While Price has been an outspoken supporter of the intervention, other CLP members have been careful to distance themselves from their federal counterparts’ support for Stronger Futures. Incumbent CLP MP Alison Anderson told Bush Telegraph: “The CLP’s position is that, even though our federal politicians supported it, we’ve already listened to Aboriginal people, and we will take the voice of the Aboriginal people back.” She accused federal Aboriginal affairs minister Jenny Macklin of not listening to Aboriginal people: a sentiment that would have rung true for many.

Labor’s Hampton was also careful to state his opposition to the intervention while campaigner – indicating that Territory Labor is also aware of the damage this has done to the Labor brand.

In the key seat of Arafura, Greens’ George Pascoe received 14% of the votes, with just 55.8% counted.

The CLP’s “listening tour” of remote communities, where it tapped into anti-shire sentiment and concern for homelands and housing, certainly worked as a campaign strategy. But now, in office, will it deliver? What can the people who voted for it expect from a CLP government?

There are certainly a few areas to watch. To start with, the CLP will have a number of strong Aboriginal candidates, who ran because they believed that was the party listening to their people. Hopes have been raised about changes to the unpopular shires policy, and about more support for homelands.

But while the CLP has been quick to tap into anger at the shires, details about what it proposes to do about them are scant. It’s “Shire reform” paper, released before the election, pledges to establish “regional councils” (it is careful not to promise a return to community councils” – but these regional councils will only be established where modeling shows “financial sustainability”. The document speaks of “Shires and Regional Councils”, indicating the shires may still remain.

Similarly, the CLP Homelands policy says the party supports the Federal Government initiative to invest in homelands services” – but doesn’t mention any investment at a Territory level.

How the CLP will balance this against the strong concerns of its Aboriginal MPs – some of whom will surely become ministers – remains to be seen. Will they be sidelined? Were they deceived during the election campaign? Or will some MPs (such as Alison Anderson) history of crossing to the other side if their concerns are ignored force the CLP to positions it may not otherwise support?

Another area of concern will be the perceived differences/divisions between remote Aboriginal communities and urban Aboriginal populations, especially those living in town communities and the long grass.
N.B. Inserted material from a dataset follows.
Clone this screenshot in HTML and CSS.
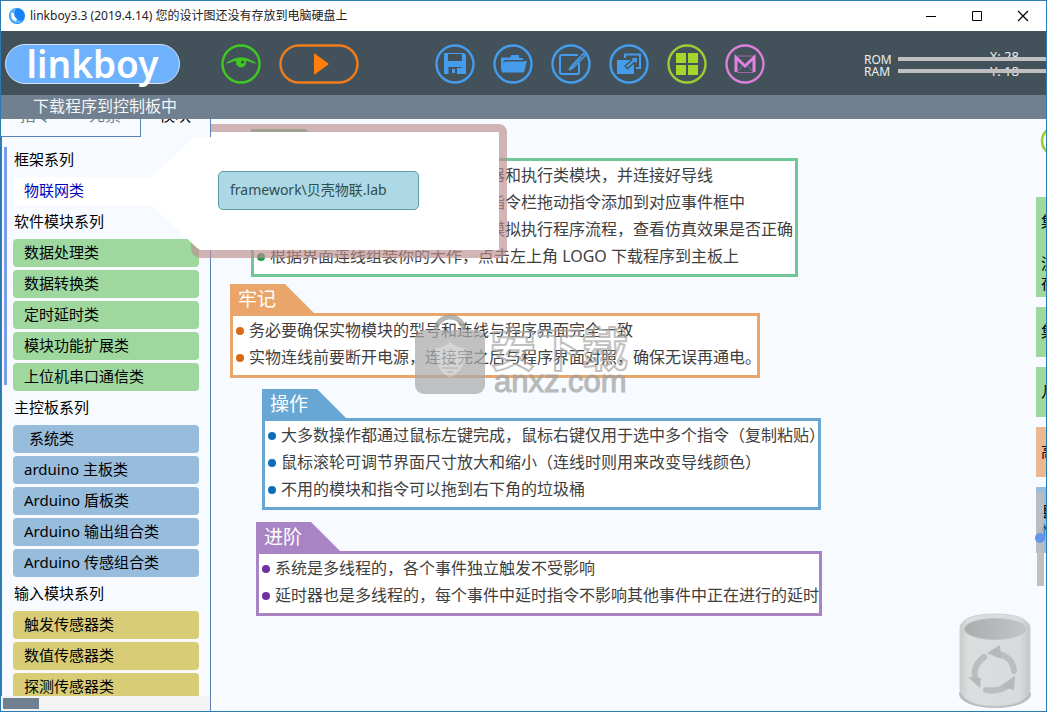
FILE: index.html
```html
<!DOCTYPE html>
<html lang="zh-CN">
<head>
<meta charset="utf-8">
<title>linkboy3.3</title>
<link rel="stylesheet" href="styles.css">
</head>
<body>
<div class="window">
  <header class="titlebar">
    <svg class="app-icon" width="18" height="18" viewBox="0 0 18 18"><circle cx="9" cy="9" r="8" fill="#1585f5"/><path d="M2 5A8 8 0 0 1 9 1Q6 4 6 8Q8 14 15 14Q10 18 5 15Q0 11 2 5Z" fill="#5cb4ff"/><path d="M3 6h3l.5 3.500L9 12l-1.500 2.500L4 12z" fill="#fff"/></svg>
    <span class="app-title">linkboy3.3 (2019.4.14) 您的设计图还没有存放到电脑硬盘上</span>
    <div class="win-buttons">
      <button class="win-btn" aria-label="最小化"><svg width="12" height="12" viewBox="0 0 12 12"><path d="M1 6.500h10" stroke="#000"/></svg></button>
      <button class="win-btn" aria-label="最大化"><svg width="12" height="12" viewBox="0 0 12 12"><path d="M1.500 1.500h9v9h-9z" fill="none" stroke="#000"/></svg></button>
      <button class="win-btn" aria-label="关闭"><svg width="12" height="12" viewBox="0 0 12 12"><path d="M1 1l10 10M11 1L1 11" stroke="#000" stroke-width="1.200"/></svg></button>
    </div>
  </header>

  <div class="toolbar">
    <button class="logo">linkboy</button>
    <div class="run-tools">
      <button class="tool" aria-label="查看"><svg width="40" height="40" viewBox="0 0 40 40"><circle cx="20" cy="20" r="18.500" fill="none" stroke="#3fc822" stroke-width="2.400"/><path d="M6 19Q20 9 34 19Q20 13 6 19Z" fill="#3fc822" stroke="#3fc822" stroke-width="1.200" stroke-linejoin="round"/><circle cx="20" cy="18.500" r="5" fill="#3fc822"/><circle cx="21.500" cy="18" r="1.600" fill="#43525a"/></svg></button>
      <button class="tool" aria-label="运行"><svg width="80" height="40" viewBox="0 0 80 40"><rect x="1.500" y="1.500" width="77" height="37" rx="18.500" fill="none" stroke="#ee7c1c" stroke-width="2.400"/><path d="M35 9v22l15-11z" fill="#ff7f0a"/></svg></button>
    </div>
    <div class="file-tools">
      <button class="tool" aria-label="保存"><svg width="40" height="40" viewBox="0 0 40 40"><circle cx="20" cy="20" r="18.500" fill="none" stroke="#459ceb" stroke-width="2.400"/><path d="M9 9h20l2 2v19H9z" fill="#459ceb"/><path d="M13 10h14v7H13zM13.500 23h13v7h-13z" fill="#43525a"/><path d="M17 25h3v4h-3zM22 24h5v6h-5z" fill="#459ceb"/></svg></button>
      <button class="tool" aria-label="打开"><svg width="40" height="40" viewBox="0 0 40 40"><circle cx="20" cy="20" r="18.500" fill="none" stroke="#459ceb" stroke-width="2.400"/><path d="M8 28V13.500h9l1.500-2.500H26v3h4v2H11.500z" fill="#459ceb"/><path d="M9 28.500V17h25l-3 11.500z" fill="#459ceb"/><path d="M10 18.500l3-1.500h18" fill="none" stroke="#43525a" stroke-width="1"/></svg></button>
      <button class="tool" aria-label="编辑"><svg width="40" height="40" viewBox="0 0 40 40"><circle cx="20" cy="20" r="18.500" fill="none" stroke="#459ceb" stroke-width="2.400"/><path d="M27 11H11q-2 0-2 2v15q0 2 2 2h15q2 0 2-2v-9" fill="none" stroke="#459ceb" stroke-width="2"/><path d="M32.500 9.500L21 21.500l-3 4.500 4.500-2.500L34 12z" fill="#43525a" stroke="#459ceb" stroke-width="1.500"/><path d="M30.500 13L20 24.500" stroke="#459ceb"/></svg></button>
      <button class="tool" aria-label="导出"><svg width="40" height="40" viewBox="0 0 40 40"><circle cx="20" cy="20" r="18.500" fill="none" stroke="#459ceb" stroke-width="2.400"/><path d="M8 16h17v14H8z" fill="#459ceb"/><path d="M16 14v-3.500h15V24h-4" fill="none" stroke="#459ceb" stroke-width="2"/><path d="M16 22l7-6-2-2.500 8-.5-1 8-2.500-2.500-7 6z" fill="#459ceb" stroke="#43525a" stroke-width="1.300"/></svg></button>
      <button class="tool" aria-label="模块"><svg width="40" height="40" viewBox="0 0 40 40"><circle cx="20" cy="20" r="18.500" fill="none" stroke="#9ccd32" stroke-width="2.400"/><path d="M9 9h10v10H9zM21 9h10v10H21zM9 21h10v10H9zM21 21h10v10H21z" fill="#a4d62c"/></svg></button>
      <button class="tool" aria-label="邮件"><svg width="40" height="40" viewBox="0 0 40 40"><circle cx="20" cy="20" r="18.500" fill="none" stroke="#dc80dc" stroke-width="2.400"/><path d="M11 28V13.500l9 8.500 9-8.500V28" fill="none" stroke="#e283e2" stroke-width="3"/><path d="M12 12h16M12 28.500h17M13 27l5-6M27 27l-5-6" stroke="#b06fb5" stroke-width=".8"/></svg></button>
    </div>
    <dl class="memory">
      <dt>ROM</dt><dd><span class="coord">X: 28</span><i class="meter"></i></dd>
      <dt>RAM</dt><dd><span class="coord">Y: 18</span><i class="meter"></i></dd>
    </dl>
  </div>

  <div class="status">下载程序到控制板中</div>

  <main class="workspace">
    <aside class="sidebar">
      <nav class="tabs">
        <button class="tab">指令</button><button class="tab tab-mid">元素</button><button class="tab tab-active">模块</button>
      </nav>
      <div class="modules">
        <div class="section-mark"></div>
        <div class="module-list">
          <h3 class="group">框架系列</h3>
          <button class="item selected">物联网类</button>
          <h3 class="group">软件模块系列</h3>
          <button class="item green">数据处理类</button>
          <button class="item green">数据转换类</button>
          <button class="item green">定时延时类</button>
          <button class="item green">模块功能扩展类</button>
          <button class="item green">上位机串口通信类</button>
          <h3 class="group">主控板系列</h3>
          <button class="item blue indent">系统类</button>
          <button class="item blue">arduino 主板类</button>
          <button class="item blue">Arduino 盾板类</button>
          <button class="item blue">Arduino 输出组合类</button>
          <button class="item blue">Arduino 传感组合类</button>
          <h3 class="group">输入模块系列</h3>
          <button class="item yellow">触发传感器类</button>
          <button class="item yellow">数值传感器类</button>
          <button class="item yellow">探测传感器类</button>
        </div>
      </div>
      <div class="hscroll"><div class="thumb"></div></div>
    </aside>

    <section class="canvas">
      <article class="note note-green">
        <h2 class="note-title"></h2>
        <ul class="note-body">
          <li class="tucked">器和执行类模块，并连接好导线</li>
          <li class="tucked">指令栏拖动指令添加到对应事件框中</li>
          <li class="tucked">模拟执行程序流程，查看仿真效果是否正确</li>
          <li>根据界面连线组装你的大作，点击左上角 LOGO 下载程序到主板上</li>
        </ul>
      </article>
      <article class="note note-orange">
        <h2 class="note-title">牢记</h2>
        <ul class="note-body">
          <li>务必要确保实物模块的型号和连线与程序界面完全一致</li>
          <li>实物连线前要断开电源，连接完之后与程序界面对照，确保无误再通电。</li>
        </ul>
      </article>
      <article class="note note-blue">
        <h2 class="note-title">操作</h2>
        <ul class="note-body">
          <li>大多数操作都通过鼠标左键完成，鼠标右键仅用于选中多个指令（复制粘贴）</li>
          <li>鼠标滚轮可调节界面尺寸放大和缩小（连线时则用来改变导线颜色）</li>
          <li>不用的模块和指令可以拖到右下角的垃圾桶</li>
        </ul>
      </article>
      <article class="note note-purple">
        <h2 class="note-title">进阶</h2>
        <ul class="note-body">
          <li>系统是多线程的，各个事件独立触发不受影响</li>
          <li>延时器也是多线程的，每个事件中延时指令不影响其他事件中正在进行的延时</li>
        </ul>
      </article>

      <div class="watermark">
        <svg width="72" height="80" viewBox="0 0 72 80"><path d="M22 24v-7a14 14 0 0 1 28 0v7" fill="none" stroke="#999" stroke-width="5"/><rect x="1" y="16" width="70" height="64" rx="9" fill="#aaa"/><path d="M36 28Q44 35 52 34Q53 55 36 64Q20 55 21 34Q29 35 36 28Z" fill="#c6c6c6"/><path d="M30 49h12M28 54h16M33 58h6" stroke="#aaa" stroke-width="2"/></svg>
        <div class="mark-text"><span class="mark-cn">安下载</span><span class="mark-url">anxz.com</span></div>
      </div>

      <div class="palette">
        <svg class="ring" width="10" height="32" viewBox="0 0 10 32"><circle cx="20" cy="16" r="14" fill="none" stroke="#9ccd32" stroke-width="2.500"/></svg>
        <div class="block tall"><span>集</span><span class="low">流</span><span>存</span></div>
        <div class="block"><span>集</span></div>
        <div class="block"><span>几</span></div>
        <div class="block peach"><span>高</span></div>
        <div class="block sky"><span>县</span><span>情</span></div>
        <svg class="slider" width="11" height="96" viewBox="0 0 11 96"><path d="M1 0h8v61H1z" fill="#bdbdbd" opacity=".85"/><path d="M2 61h7v33H2z" fill="#c0c0c0"/><circle cx="5" cy="46" r="5" fill="#6495ed"/></svg>
      </div>

      <svg class="bin" width="80" height="98" viewBox="0 0 80 98">
        <defs><linearGradient id="bin-body"><stop offset="0" stop-color="#c9cbcc"/><stop offset=".12" stop-color="#dcdddf"/><stop offset=".85" stop-color="#d9dadb"/><stop offset="1" stop-color="#c4c6c7"/></linearGradient><linearGradient id="bin-hole"><stop offset="0" stop-color="#aaadae"/><stop offset="1" stop-color="#c2c5c5"/></linearGradient></defs>
        <ellipse cx="40" cy="82" rx="36" ry="14" fill="#b9bbbd"/>
        <path d="M5 14Q10 2 40 2T75 14V78Q70 94 40 94T5 78Z" fill="url(#bin-body)" stroke="#cfd1d2"/>
        <ellipse cx="40" cy="17" rx="30.500" ry="10.500" fill="url(#bin-hole)" stroke="#bfc1c2"/>
        <g fill="none" stroke="#bbbdbf" stroke-width="6" stroke-linecap="round"><path d="M43 42Q58 45 59 59"/><path d="M31 78Q44 80 52 74"/><path d="M29 45Q18 53 20 65"/></g>
        <g fill="#b6b8ba"><path d="M32 41l13-8 1 14z"/><path d="M60 64l-1 14-14-4z"/><path d="M13 65l13 1-1 10z"/></g>
      </svg>
    </section>

    <div class="popup">
      <svg class="popup-shape" width="520" height="150" viewBox="1 119 520 150">
        <path fill="#bc8f8f" fill-opacity=".66" d="M211 124H499a8 8 0 0 1 8 8V250a8 8 0 0 1-8 8H200a9 9 0 0 1-9-9V241L200 250H499V132H211Z"/>
        <path fill="#fff" d="M14 177H152L193 139Q195 137 200 137H211V132H496a3 3 0 0 1 3 3V250H202Q199 250 196 247L152 205H14Z"/>
      </svg>
      <button class="lab">framework\贝壳物联.lab</button>
    </div>
  </main>
</div>
</body>
</html>
```
FILE: styles.css
```css
* { box-sizing: border-box; }

body {
  margin: 0;
  font-family: "Noto Sans", "Noto Sans CJK SC", sans-serif;
  color: #000;
}

button {
  margin: 0;
  padding: 0;
  border: 0;
  background: none;
  font: inherit;
  color: inherit;
  text-align: left;
}

svg { display: block; }
h2, h3, ul, dl, dd { margin: 0; padding: 0; font-weight: 400; }

.window {
  display: flex;
  flex-direction: column;
  height: 100vh;
  border: 1px solid #2b7bb5;
  overflow: hidden;
  background: #f7fbff;
}

.titlebar {
  display: flex;
  align-items: center;
  height: 30px;
  flex: none;
  padding-left: 7px;
  background: #fff;
}
.app-title { margin-left: 4px; font-size: 12px; line-height: 18px; color: #222; }
.win-buttons { display: flex; margin-left: auto; }
.win-btn { display: grid; place-items: center; width: 46px; height: 30px; }

.toolbar {
  display: flex;
  align-items: center;
  height: 64px;
  flex: none;
  padding: 1px 0 0 4px;
  background: #43525a;
}
.logo {
  width: 175px;
  height: 40px;
  border: 1px solid #cfe4fb;
  border-radius: 20px;
  background: #6eb2fd;
  color: #fff;
  font-size: 37px;
  font-weight: 600;
  line-height: 32px;
  text-align: center;
}
.run-tools { display: flex; gap: 18px; margin-left: 41px; }
.file-tools { display: flex; gap: 18px; margin-left: 76px; }

.memory {
  display: grid;
  grid-template-columns: 34px 1fr;
  grid-auto-rows: 12px;
  flex: 1;
  margin-left: 99px;
  padding-top: 4px;
  font-size: 12px;
  line-height: 12px;
  color: #eee;
}
.memory dd { position: relative; }
.meter { position: absolute; left: 0; right: 0; top: 3px; height: 4px; background: #c0c0c0; }
.coord { position: absolute; right: 27px; top: -4px; font-size: 13px; }
.memory dd:last-child .coord { top: -1px; }

.status {
  flex: none;
  height: 24px;
  padding-left: 32px;
  background: #708090;
  color: #f4f6f8;
  font-size: 16px;
  line-height: 23px;
}

.workspace { position: relative; display: flex; flex: 1; min-height: 0; }

.sidebar {
  display: flex;
  flex-direction: column;
  width: 210px;
  flex: none;
  border-right: 1px solid #5b82b8;
}
.tabs { display: flex; align-items: flex-end; height: 18px; flex: none; overflow: hidden; }
.tab {
  width: 70px;
  height: 34px;
  padding-bottom: 10px;
  border-bottom: 1px solid #5b82b8;
  color: #708090;
  font-size: 16px;
  line-height: 20px;
  text-align: center;
}
.tab-mid { width: 71px; border-right: 1px solid #5b82b8; }
.tab-active { border-color: transparent; color: #000; }

.modules { display: flex; flex: 1; min-height: 0; overflow: hidden; border-left: 1px solid #3477cc; }
.section-mark { width: 3px; height: 238px; margin: 10px 6px 0 2px; background: #7b9ce6; }
.module-list { display: flex; flex-direction: column; gap: 3px; flex: 1; padding: 9px 11px 0 0; }
.group, .item { flex: none; height: 28px; padding-bottom: 2px; font-size: 15px; line-height: 26px; }
.group { padding-left: 1px; }
.item { padding-left: 11px; border-radius: 4px; }
.selected { position: relative; z-index: 2; color: #0000b8; }
.green { background: #9fd89f; }
.blue { background: #98bcdc; }
.yellow { background: #d8cd76; }
.indent { padding-left: 16px; }

.hscroll { flex: none; height: 15px; padding: 2px; background: #f3f3f3; }
.thumb { width: 36px; height: 11px; background: #708090; }

.canvas { position: relative; flex: 1; min-width: 0; overflow: hidden; padding-top: 10px; }

.note { white-space: nowrap; }
.note-title {
  width: 84px;
  height: 29px;
  padding-left: 8px;
  background: var(--edge);
  color: #fff;
  font-size: 19px;
  line-height: 30px;
  clip-path: polygon(0 0, 55px 0, 84px 100%, 0 100%);
}
.note-body {
  list-style: none;
  padding: 1px 0 4px 3px;
  border: 3px solid var(--edge);
  background: #fff;
  color: #404040;
  font-size: 16px;
  line-height: 27px;
}
.note-body li { display: flex; align-items: center; gap: 5px; }
.note-body li::before {
  content: "";
  width: 8px;
  height: 8px;
  flex: none;
  border-radius: 4px;
  background: var(--dot);
}
.note-body .tucked { gap: 224px; }

.note-green { --edge: #70c796; --dot: #1f9a50; width: 547px; margin: 0 0 7px 40px; }
.note-orange { --edge: #eaa66a; --dot: #d86a14; width: 530px; margin: 0 0 11px 19px; }
.note-blue { --edge: #68a7d4; --dot: #0f6db8; width: 559px; margin: 0 0 12px 51px; }
.note-purple { --edge: #a884c4; --dot: #7030a0; width: 566px; margin: 0 0 0 45px; }

.watermark { position: absolute; left: 203px; top: 195px; display: flex; gap: 4px; opacity: .72; }
.mark-text { display: flex; flex-direction: column; font-family: "Liberation Sans", "Noto Sans CJK SC", sans-serif; }
.mark-cn {
  height: 48px;
  margin-top: 12px;
  font-size: 46px;
  font-weight: 700;
  line-height: 48px;
  color: transparent;
  -webkit-text-stroke: 2px #aaa;
}
.mark-url {
  margin-top: -5px;
  padding-left: 4px;
  color: #a0a0a0;
  font-size: 31px;
  line-height: 26px;
  -webkit-text-stroke: 1px #a0a0a0;
}

.palette {
  position: absolute;
  top: 6px;
  right: 0;
  width: 10px;
  display: flex;
  flex-direction: column;
  gap: 10px;
}
.ring { margin-bottom: 30px; }
.block {
  height: 50px;
  padding: 14px 0 0 5px;
  overflow: hidden;
  background: #9fd89f;
  font-size: 15px;
  line-height: 20px;
  white-space: nowrap;
}
.block span { display: block; }
.tall { height: 100px; }
.low { margin-top: 22px; }
.peach { background: #eab893; }
.sky { height: 66px; background: #98bcdc; }
.slider { position: absolute; left: -1px; top: 367px; }

.bin { position: absolute; right: 11px; bottom: 1px; }

.popup { position: absolute; left: 0; top: 0; padding: 52px 0 0 217px; }
.popup-shape { position: absolute; left: 0; top: 0; }
.lab {
  position: relative;
  width: 201px;
  height: 39px;
  padding: 0 0 2px 11px;
  border: 1px solid #5f9ea0;
  border-radius: 5px;
  background: #add8e6;
  color: #2f4f4f;
  font-size: 14px;
  line-height: 35px;
}
```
In the lead-up to the election, CLP member for Fong Lim David Tollner angered Bagot community residents by promising to “normalize” Bagot by turning it into “Darwin’s newest suburb”. Similarly, the CLP has promised the predictable “crackdown on crime”, saying “drunks will be taken off the streets” and Darwin’s parklands “cleaned up” – blatant dog-whistling to drum up fear and racism against Aboriginal people living in the long grass.

So it was with surprise that I noted Chief Minister-elect Terry Mills’ tribute to Aboriginal people in his victory speech on August 25. And then, with apprehension, I noticed his persistent use of the word “traditional” to describe them.

I'm saying tonight, traditional people, we respect you, and we will work with you”, he said. He vowed to visit remote communities, saying, "My first trip will be to demonstrate to traditional people that we will work with you.”

Will we see a playing out of the “good black, bad black” politics of the likes of Price, who recently described Rodney Dillon, an Aboriginal activist and Amnesty campaigner as “a physically white English-speaking Tasmanian”, http://www.theaustralian.com.au/national-affairs/indigenous/amnesty-a-racist-organisation-says-bess-price/story-fn9hm1pm-1226446316271.

It is fairly safe to assume there will be no “listening tours” of the long grass in Darwin, or the Alice Springs Riverbed. It’s much more likely to be the 100 extra police visiting those areas. And Bagot, or other town communities, will probably respond to any visiting CLP MPs with extreme caution, given Tollner’s election promise.

The CLP has a lot of bad policy and offensive comments to explain if it is to show it can really listen, and take direction from, Aboriginal people. It has been more than a decade since the party had to really show its true colours to Territorians, but the missing details in its policies and its “law-and-order” focus in urban areas don’t bode well.

But one thing was certain on August 25: like two federal elections since the intervention was announced, Aboriginal people voted in strong numbers against the incumbents, in protest against their racist policies and their refusal to genuinely engage with Aboriginal people. We can only hope they won’t be so easily ignored or taken for granted in the future.